From about March until November, sunrise to sunset, Rob Roberts is busy on RDR Farms, where his family raises rice, soybeans and corn. The Pocahontas parishioner felt called about four years ago to start adoration, taking 2 to 3 a.m. Mondays.

In adoration, he’ll pray and read the Bible. After, he’ll head home and pay the bills for the week before work begins.

“If it wasn’t for this hour in adoration there would be times of the year where I would just drift away more than I would now. I still go to church on Sundays as usual, but it brings me back and a little bit closer to where I need to be,” he said.

 

‘Save the world’

Transformed lives are a hallmark of adoration, but getting Catholics to surrender in the busy world can be a little like herding cats. But there’s always a light bulb moment, Council said, likening it to hearing a favorite song.
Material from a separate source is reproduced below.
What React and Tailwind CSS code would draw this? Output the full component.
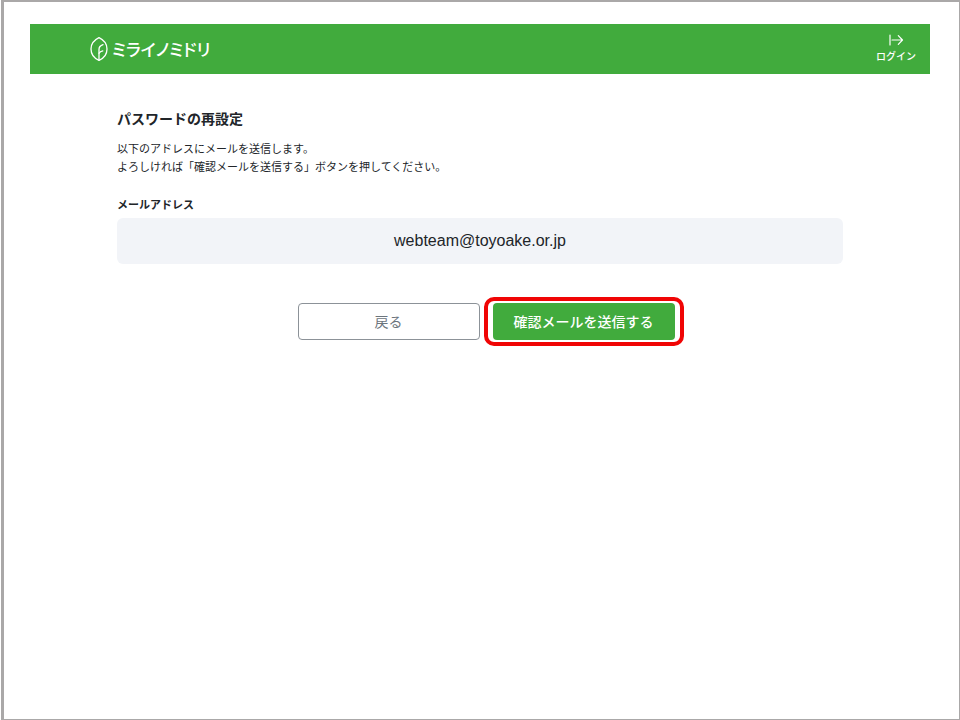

“Every time you hear it, something just kind of pings inside of you … That’s your ‘ah-ha’ moment about that song. There’s something about that that touches your heart. The word of God is like that. The same thing happens for us when we are before Jesus in the Blessed Sacrament.”

In an effort to help perpetual adoration programs run more smoothly, Council said a secure website is in the final stages that will be open to all parishes that adorers can use to as an up-to-date database for communication, information and catechesis. It will be free and include a Spanish version. 

Amid the countless distractions that can pull faithful away from God, Eucharistic adoration is a chance to make a difference in our lives and the world.

“We’re living in a culture of fear and a lot of sin. Eucharistic adoration can save the world, saints have talked about that. It can save the Church,” Council said. “We cannot afford not to take the time to come to Jesus in the Blessed Sacrament.”